Frameworks without posture are theory. Posture without frameworks is chaos. You need both. Start with posture.

Action This Week

This week, have one conversation with someone on the front lines — not about work, not about data. Ask how they're doing. Listen. That's the posture.

Lesson 06

AI Amplifies Humanity — It Doesn't Replace It

"AI will never replace people, and if it does it will be a dark world. We are valuable because of our Creator. Our Creator defines our value." This is the philosophical foundation that runs through everything on this platform.

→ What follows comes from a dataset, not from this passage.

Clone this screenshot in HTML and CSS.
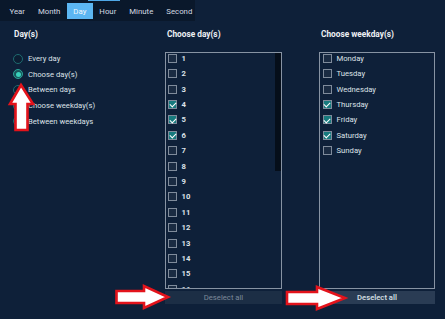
FILE: index.html
```html
<!DOCTYPE html>
<html>
<head>
<meta charset="utf-8">
<link rel="stylesheet" href="styles.css">
</head>
<body>
<div class="page">
  <div class="topline"></div>
  <nav class="tabs">
    <span class="tab">Year</span>
    <span class="tab">Month</span>
    <span class="tab active">Day</span>
    <span class="tab">Hour</span>
    <span class="tab">Minute</span>
    <span class="tab last">Second</span>
  </nav>
  <main class="cols">
    <section class="col col-mode">
      <h3 class="head">Day(s)</h3>
      <ul class="radios">
        <li class="radio-row"><span class="radio"></span>Every day</li>
        <li class="radio-row"><span class="radio on"></span>Choose day(s)</li>
        <li class="radio-row"><span class="radio"></span>Between days</li>
        <li class="radio-row"><span class="radio"></span>Choose weekday(s)</li>
        <li class="radio-row"><span class="radio"></span>Between weekdays</li>
      </ul>
    </section>
    <section class="col col-days">
      <h3 class="head">Choose day(s)</h3>
      <div class="box">
        <ul class="list nums">
          <li class="item"><span class="cb"></span>1</li>
          <li class="item"><span class="cb"></span>2</li>
          <li class="item"><span class="cb"></span>3</li>
          <li class="item"><span class="cb on"></span>4</li>
          <li class="item"><span class="cb on"></span>5</li>
          <li class="item"><span class="cb on"></span>6</li>
          <li class="item"><span class="cb"></span>7</li>
          <li class="item"><span class="cb"></span>8</li>
          <li class="item"><span class="cb"></span>9</li>
          <li class="item"><span class="cb"></span>10</li>
          <li class="item"><span class="cb"></span>11</li>
          <li class="item"><span class="cb"></span>12</li>
          <li class="item"><span class="cb"></span>13</li>
          <li class="item"><span class="cb"></span>14</li>
          <li class="item"><span class="cb"></span>15</li>
          <li class="item"><span class="cb"></span>16</li>
        </ul>
        <div class="scroll"><div class="thumb"></div></div>
      </div>
      <button class="btn disabled">Deselect all</button>
    </section>
    <section class="col col-week">
      <h3 class="head">Choose weekday(s)</h3>
      <div class="box">
        <ul class="list">
          <li class="item"><span class="cb"></span>Monday</li>
          <li class="item"><span class="cb"></span>Tuesday</li>
          <li class="item"><span class="cb"></span>Wednesday</li>
          <li class="item"><span class="cb on"></span>Thursday</li>
          <li class="item"><span class="cb on"></span>Friday</li>
          <li class="item"><span class="cb on"></span>Saturday</li>
          <li class="item"><span class="cb"></span>Sunday</li>
        </ul>
      </div>
      <button class="btn">Deselect all</button>
    </section>
  </main>
  <svg class="arrows" width="445" height="319" viewBox="0 0 445 319">
    <polygon points="21,85 33,104 27.5,104 27.5,130 15.5,130 15.5,104 10,104" />
    <polygon points="116.5,291 144,291 144,286 168,297 144,308 144,303 116.5,303" />
    <polygon points="287,292 317,292 317,287 345,298 317,309 317,304 287,304" />
  </svg>
</div>
</body>
</html>
```
FILE: styles.css
```css
* { box-sizing: border-box; }
html, body { margin: 0; padding: 0; }
body {
  background: #0e2039;
  font-family: Roboto, "Liberation Sans", sans-serif;
  font-size: 7.7px;
  color: #dde2e8;
  width: 445px;
  height: 319px;
  overflow: hidden;
}
.page { position: relative; width: 445px; height: 319px; }
.topline {
  position: absolute; left: 88px; top: 0; width: 32px; height: 1px; background: #4fa7e6;
}
.tabs {
  display: inline-flex;
  background: #0a182b;
  padding: 3px 0 2px 3px;
  height: 21px;
}
.tab {
  display: flex; align-items: center;
  padding: 0 6.5px;
  height: 16px;
  color: #d3d9e1;
  font-size: 7.8px;
}
.tab.last { padding-right: 3px; }
.tab.active { background: #5cb6f2; color: #f3f8fc; }
.cols { display: flex; padding-top: 7px; }
.col { display: flex; flex-direction: column; }
.col-mode { width: 165px; padding-left: 13px; }
.col-days { width: 117px; margin-right: 37px; }
.col-week { width: 116px; }
.head {
  margin: 0 0 12px 0;
  font-size: 8.3px;
  line-height: 12px;
  font-weight: 700;
  color: #eef1f5;
}
.col-mode .head { padding-left: 1px; }
.col-days .head, .col-week .head { padding-left: 2px; }
ul { list-style: none; margin: 0; padding: 0; }
.radios { margin-top: -1px; }
.radio-row {
  display: flex; align-items: center; height: 15.6px;
  color: #dde2e8;
}
.radio {
  width: 10px; height: 10px; border-radius: 50%;
  border: 1.5px solid #1e6b70;
  background: #0c1e33;
  margin-right: 5px;
  display: flex; align-items: center; justify-content: center;
}
.radio.on { border-color: #2aa395; background: #17555a; }
.radio.on::after {
  content: ""; width: 5px; height: 5px; border-radius: 50%; background: #39d1bb;
}
.box {
  position: relative;
  height: 237px;
  border: 1px solid #8793a3;
  overflow: hidden;
}
.list { margin-top: -2.3px; padding-left: 2px; }
.col-week .list { padding-left: 2.5px; }
.item {
  display: flex; align-items: center; height: 15.4px;
  color: #dde2e8;
}
.nums .item { font-weight: 700; }
.cb {
  width: 9px; height: 9px;
  border: 1.2px solid #7f8b9b;
  background: #1a2b42;
  margin-right: 4.5px;
  position: relative;
  flex: none;
}
.col-week .cb { margin-right: 5px; }
.cb.on { background: #177a7e; border-color: #7f8b9b; }
.cb.on::after {
  content: ""; position: absolute; left: 1.6px; top: 0.2px;
  width: 3px; height: 5px;
  border: solid #ffffff; border-width: 0 1.3px 1.3px 0;
  transform: rotate(45deg);
}
.scroll {
  position: absolute; right: 0; top: 0; width: 6.5px; height: 100%;
}
.thumb { width: 100%; height: 118px; background: #050e1a; }
.btn {
  margin-top: 1.5px;
  height: 13px;
  border: 0;
  padding: 0;
  font-family: inherit;
  font-size: 7.7px;
  background: #2a3c54;
  color: #dbe1e8;
  font-weight: 500;
}
.btn.disabled { background: #1c2e45; color: #7b8999; font-weight: 400; }
.arrows {
  position: absolute; left: 0; top: 0; pointer-events: none;
}
.arrows polygon {
  fill: #ffffff; stroke: #e3131b; stroke-width: 2.6; stroke-linejoin: miter;
}
```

AI tools exist to handle the mechanical work: • Closing commentary • Variance analysis drafts • Cash flow forecasting calculations • Report formatting • Meeting summarization So you can spend MORE time on the human work: • Coaching your team through difficulty • Building relationships with operators • Walking with people through change • Making judgment calls under uncertainty • Communicating with clarity and care The Operational CFO of 2026 is not the person who uses the most AI. It's the person who uses AI to become MORE human in their leadership — more present, more strategic, more caring, more available for the work that only humans can do. "It's a posture, not a place you land." The posture includes how you use technology: as a tool to amplify your humanity, not as a replacement for it.
Key Takeaway

Use AI to handle the mechanical so you can be more human in your leadership. That's the whole point.

Action This Week

Automate one task with AI this week. Use the time you saved for one human conversation you've been putting off.